* [Aim]: In your copy, repeat the records exactly and leave out the pictures.

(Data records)

|---|

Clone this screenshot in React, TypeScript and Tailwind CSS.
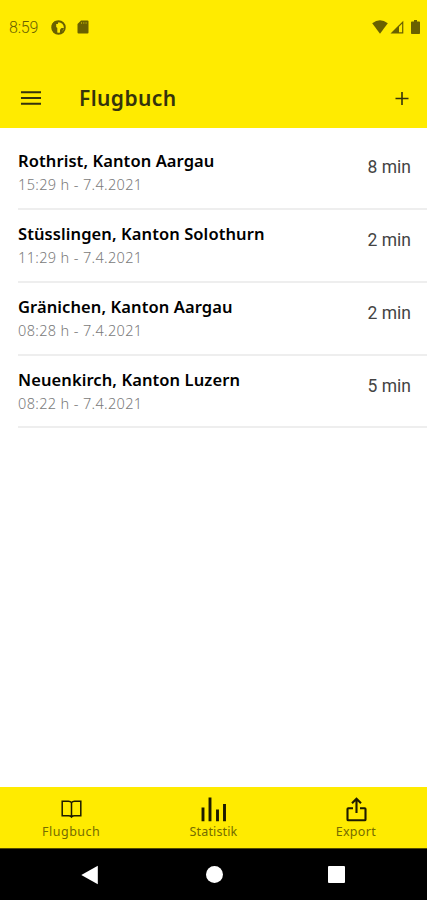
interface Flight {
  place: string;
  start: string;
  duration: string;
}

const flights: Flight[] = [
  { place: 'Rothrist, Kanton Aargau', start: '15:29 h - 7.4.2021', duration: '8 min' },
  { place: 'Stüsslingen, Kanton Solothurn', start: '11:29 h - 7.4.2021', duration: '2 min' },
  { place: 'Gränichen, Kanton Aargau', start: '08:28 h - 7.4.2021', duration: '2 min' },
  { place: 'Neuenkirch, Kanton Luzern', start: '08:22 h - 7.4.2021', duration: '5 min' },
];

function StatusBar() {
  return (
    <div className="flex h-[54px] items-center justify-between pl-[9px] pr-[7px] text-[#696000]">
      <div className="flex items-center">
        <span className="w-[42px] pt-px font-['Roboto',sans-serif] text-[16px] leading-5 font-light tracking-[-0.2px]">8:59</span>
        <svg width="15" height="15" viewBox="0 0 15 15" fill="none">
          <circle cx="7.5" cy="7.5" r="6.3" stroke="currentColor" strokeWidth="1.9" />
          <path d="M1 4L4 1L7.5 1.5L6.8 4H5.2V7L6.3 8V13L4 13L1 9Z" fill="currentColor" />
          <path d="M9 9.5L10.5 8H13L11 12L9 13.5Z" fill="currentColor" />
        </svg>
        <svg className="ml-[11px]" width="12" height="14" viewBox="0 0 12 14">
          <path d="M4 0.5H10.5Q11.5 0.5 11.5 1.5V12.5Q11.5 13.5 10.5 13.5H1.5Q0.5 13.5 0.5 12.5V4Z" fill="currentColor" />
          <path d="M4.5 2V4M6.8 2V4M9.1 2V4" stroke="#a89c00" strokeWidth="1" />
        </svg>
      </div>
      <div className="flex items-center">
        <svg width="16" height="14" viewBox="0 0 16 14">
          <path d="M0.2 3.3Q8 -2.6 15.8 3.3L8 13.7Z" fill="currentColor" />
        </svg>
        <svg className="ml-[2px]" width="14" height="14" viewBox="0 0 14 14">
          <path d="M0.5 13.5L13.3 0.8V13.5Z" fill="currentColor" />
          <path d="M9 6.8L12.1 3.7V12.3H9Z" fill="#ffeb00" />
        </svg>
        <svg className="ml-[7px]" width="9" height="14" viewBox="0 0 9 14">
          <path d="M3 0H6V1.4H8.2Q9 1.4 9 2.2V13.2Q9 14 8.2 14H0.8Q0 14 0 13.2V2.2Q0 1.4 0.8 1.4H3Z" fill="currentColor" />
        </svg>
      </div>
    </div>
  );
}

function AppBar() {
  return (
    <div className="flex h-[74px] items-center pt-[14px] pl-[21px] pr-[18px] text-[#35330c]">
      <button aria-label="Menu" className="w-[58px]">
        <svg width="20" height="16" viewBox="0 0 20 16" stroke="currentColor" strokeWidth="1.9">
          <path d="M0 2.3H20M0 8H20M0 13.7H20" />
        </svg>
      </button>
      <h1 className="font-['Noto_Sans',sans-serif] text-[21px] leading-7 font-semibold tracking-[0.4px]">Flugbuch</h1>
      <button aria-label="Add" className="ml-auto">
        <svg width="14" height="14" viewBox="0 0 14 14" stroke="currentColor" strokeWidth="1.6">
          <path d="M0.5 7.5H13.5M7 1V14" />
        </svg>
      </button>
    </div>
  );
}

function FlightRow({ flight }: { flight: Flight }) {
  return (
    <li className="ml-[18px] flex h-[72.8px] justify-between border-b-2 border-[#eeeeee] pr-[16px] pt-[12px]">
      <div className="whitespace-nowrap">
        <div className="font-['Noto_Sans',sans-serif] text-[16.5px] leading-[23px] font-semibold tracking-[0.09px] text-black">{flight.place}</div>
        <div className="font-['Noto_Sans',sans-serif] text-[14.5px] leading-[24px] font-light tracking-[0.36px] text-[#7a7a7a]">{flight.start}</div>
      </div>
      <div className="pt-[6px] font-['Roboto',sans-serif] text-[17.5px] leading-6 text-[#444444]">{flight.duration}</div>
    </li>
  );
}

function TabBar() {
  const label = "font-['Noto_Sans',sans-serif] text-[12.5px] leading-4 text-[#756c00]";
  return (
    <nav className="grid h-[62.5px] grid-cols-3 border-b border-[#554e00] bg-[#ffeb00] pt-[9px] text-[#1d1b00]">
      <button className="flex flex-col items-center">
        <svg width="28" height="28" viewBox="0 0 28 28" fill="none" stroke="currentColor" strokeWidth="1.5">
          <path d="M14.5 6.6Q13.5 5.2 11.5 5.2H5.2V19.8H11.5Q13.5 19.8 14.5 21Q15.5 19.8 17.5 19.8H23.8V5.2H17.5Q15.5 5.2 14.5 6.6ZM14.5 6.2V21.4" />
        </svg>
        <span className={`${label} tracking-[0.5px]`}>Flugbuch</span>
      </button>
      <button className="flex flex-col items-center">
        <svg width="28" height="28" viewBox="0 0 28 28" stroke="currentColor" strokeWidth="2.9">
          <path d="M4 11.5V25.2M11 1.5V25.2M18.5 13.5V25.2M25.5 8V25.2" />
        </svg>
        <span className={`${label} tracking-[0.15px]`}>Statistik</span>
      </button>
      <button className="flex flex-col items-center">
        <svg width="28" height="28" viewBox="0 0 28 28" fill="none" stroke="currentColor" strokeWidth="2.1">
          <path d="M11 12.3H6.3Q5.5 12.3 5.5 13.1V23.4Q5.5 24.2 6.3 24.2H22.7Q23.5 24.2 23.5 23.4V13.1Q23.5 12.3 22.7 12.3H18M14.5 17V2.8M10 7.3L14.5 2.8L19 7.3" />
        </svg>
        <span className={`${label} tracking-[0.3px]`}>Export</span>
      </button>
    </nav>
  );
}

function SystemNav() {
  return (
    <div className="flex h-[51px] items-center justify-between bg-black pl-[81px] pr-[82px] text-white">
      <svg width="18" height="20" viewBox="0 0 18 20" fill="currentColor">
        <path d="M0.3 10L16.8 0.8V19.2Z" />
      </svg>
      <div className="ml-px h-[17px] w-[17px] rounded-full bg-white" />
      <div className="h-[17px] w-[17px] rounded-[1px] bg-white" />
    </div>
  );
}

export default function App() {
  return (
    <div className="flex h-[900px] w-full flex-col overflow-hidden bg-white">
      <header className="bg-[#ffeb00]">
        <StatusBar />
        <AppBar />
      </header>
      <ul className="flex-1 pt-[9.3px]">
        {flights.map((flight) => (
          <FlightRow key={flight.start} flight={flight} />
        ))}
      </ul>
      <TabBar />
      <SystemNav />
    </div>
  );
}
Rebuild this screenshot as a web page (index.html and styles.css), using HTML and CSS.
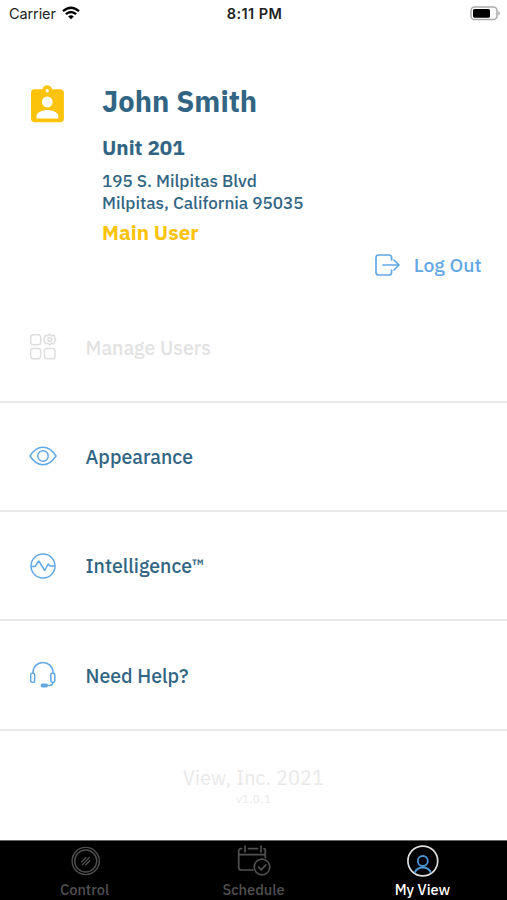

|---|

* [Output below]:
Clone this screenshot in React, TypeScript and Tailwind CSS.
interface Flight {
  place: string;
  start: string;
  duration: string;
}

const flights: Flight[] = [
  { place: 'Rothrist, Kanton Aargau', start: '15:29 h - 7.4.2021', duration: '8 min' },
  { place: 'Stüsslingen, Kanton Solothurn', start: '11:29 h - 7.4.2021', duration: '2 min' },
  { place: 'Gränichen, Kanton Aargau', start: '08:28 h - 7.4.2021', duration: '2 min' },
  { place: 'Neuenkirch, Kanton Luzern', start: '08:22 h - 7.4.2021', duration: '5 min' },
];

function StatusBar() {
  return (
    <div className="flex h-[54px] items-center justify-between pl-[9px] pr-[7px] text-[#696000]">
      <div className="flex items-center">
        <span className="w-[42px] pt-px font-['Roboto',sans-serif] text-[16px] leading-5 font-light tracking-[-0.2px]">8:59</span>
        <svg width="15" height="15" viewBox="0 0 15 15" fill="none">
          <circle cx="7.5" cy="7.5" r="6.3" stroke="currentColor" strokeWidth="1.9" />
          <path d="M1 4L4 1L7.5 1.5L6.8 4H5.2V7L6.3 8V13L4 13L1 9Z" fill="currentColor" />
          <path d="M9 9.5L10.5 8H13L11 12L9 13.5Z" fill="currentColor" />
        </svg>
        <svg className="ml-[11px]" width="12" height="14" viewBox="0 0 12 14">
          <path d="M4 0.5H10.5Q11.5 0.5 11.5 1.5V12.5Q11.5 13.5 10.5 13.5H1.5Q0.5 13.5 0.5 12.5V4Z" fill="currentColor" />
          <path d="M4.5 2V4M6.8 2V4M9.1 2V4" stroke="#a89c00" strokeWidth="1" />
        </svg>
      </div>
      <div className="flex items-center">
        <svg width="16" height="14" viewBox="0 0 16 14">
          <path d="M0.2 3.3Q8 -2.6 15.8 3.3L8 13.7Z" fill="currentColor" />
        </svg>
        <svg className="ml-[2px]" width="14" height="14" viewBox="0 0 14 14">
          <path d="M0.5 13.5L13.3 0.8V13.5Z" fill="currentColor" />
          <path d="M9 6.8L12.1 3.7V12.3H9Z" fill="#ffeb00" />
        </svg>
        <svg className="ml-[7px]" width="9" height="14" viewBox="0 0 9 14">
          <path d="M3 0H6V1.4H8.2Q9 1.4 9 2.2V13.2Q9 14 8.2 14H0.8Q0 14 0 13.2V2.2Q0 1.4 0.8 1.4H3Z" fill="currentColor" />
        </svg>
      </div>
    </div>
  );
}

function AppBar() {
  return (
    <div className="flex h-[74px] items-center pt-[14px] pl-[21px] pr-[18px] text-[#35330c]">
      <button aria-label="Menu" className="w-[58px]">
        <svg width="20" height="16" viewBox="0 0 20 16" stroke="currentColor" strokeWidth="1.9">
          <path d="M0 2.3H20M0 8H20M0 13.7H20" />
        </svg>
      </button>
      <h1 className="font-['Noto_Sans',sans-serif] text-[21px] leading-7 font-semibold tracking-[0.4px]">Flugbuch</h1>
      <button aria-label="Add" className="ml-auto">
        <svg width="14" height="14" viewBox="0 0 14 14" stroke="currentColor" strokeWidth="1.6">
          <path d="M0.5 7.5H13.5M7 1V14" />
        </svg>
      </button>
    </div>
  );
}

function FlightRow({ flight }: { flight: Flight }) {
  return (
    <li className="ml-[18px] flex h-[72.8px] justify-between border-b-2 border-[#eeeeee] pr-[16px] pt-[12px]">
      <div className="whitespace-nowrap">
        <div className="font-['Noto_Sans',sans-serif] text-[16.5px] leading-[23px] font-semibold tracking-[0.09px] text-black">{flight.place}</div>
        <div className="font-['Noto_Sans',sans-serif] text-[14.5px] leading-[24px] font-light tracking-[0.36px] text-[#7a7a7a]">{flight.start}</div>
      </div>
      <div className="pt-[6px] font-['Roboto',sans-serif] text-[17.5px] leading-6 text-[#444444]">{flight.duration}</div>
    </li>
  );
}

function TabBar() {
  const label = "font-['Noto_Sans',sans-serif] text-[12.5px] leading-4 text-[#756c00]";
  return (
    <nav className="grid h-[62.5px] grid-cols-3 border-b border-[#554e00] bg-[#ffeb00] pt-[9px] text-[#1d1b00]">
      <button className="flex flex-col items-center">
        <svg width="28" height="28" viewBox="0 0 28 28" fill="none" stroke="currentColor" strokeWidth="1.5">
          <path d="M14.5 6.6Q13.5 5.2 11.5 5.2H5.2V19.8H11.5Q13.5 19.8 14.5 21Q15.5 19.8 17.5 19.8H23.8V5.2H17.5Q15.5 5.2 14.5 6.6ZM14.5 6.2V21.4" />
        </svg>
        <span className={`${label} tracking-[0.5px]`}>Flugbuch</span>
      </button>
      <button className="flex flex-col items-center">
        <svg width="28" height="28" viewBox="0 0 28 28" stroke="currentColor" strokeWidth="2.9">
          <path d="M4 11.5V25.2M11 1.5V25.2M18.5 13.5V25.2M25.5 8V25.2" />
        </svg>
        <span className={`${label} tracking-[0.15px]`}>Statistik</span>
      </button>
      <button className="flex flex-col items-center">
        <svg width="28" height="28" viewBox="0 0 28 28" fill="none" stroke="currentColor" strokeWidth="2.1">
          <path d="M11 12.3H6.3Q5.5 12.3 5.5 13.1V23.4Q5.5 24.2 6.3 24.2H22.7Q23.5 24.2 23.5 23.4V13.1Q23.5 12.3 22.7 12.3H18M14.5 17V2.8M10 7.3L14.5 2.8L19 7.3" />
        </svg>
        <span className={`${label} tracking-[0.3px]`}>Export</span>
      </button>
    </nav>
  );
}

function SystemNav() {
  return (
    <div className="flex h-[51px] items-center justify-between bg-black pl-[81px] pr-[82px] text-white">
      <svg width="18" height="20" viewBox="0 0 18 20" fill="currentColor">
        <path d="M0.3 10L16.8 0.8V19.2Z" />
      </svg>
      <div className="ml-px h-[17px] w-[17px] rounded-full bg-white" />
      <div className="h-[17px] w-[17px] rounded-[1px] bg-white" />
    </div>
  );
}

export default function App() {
  return (
    <div className="flex h-[900px] w-full flex-col overflow-hidden bg-white">
      <header className="bg-[#ffeb00]">
        <StatusBar />
        <AppBar />
      </header>
      <ul className="flex-1 pt-[9.3px]">
        {flights.map((flight) => (
          <FlightRow key={flight.start} flight={flight} />
        ))}
      </ul>
      <TabBar />
      <SystemNav />
    </div>
  );
}
Rebuild this screenshot as a web page (index.html and styles.css), using HTML and CSS.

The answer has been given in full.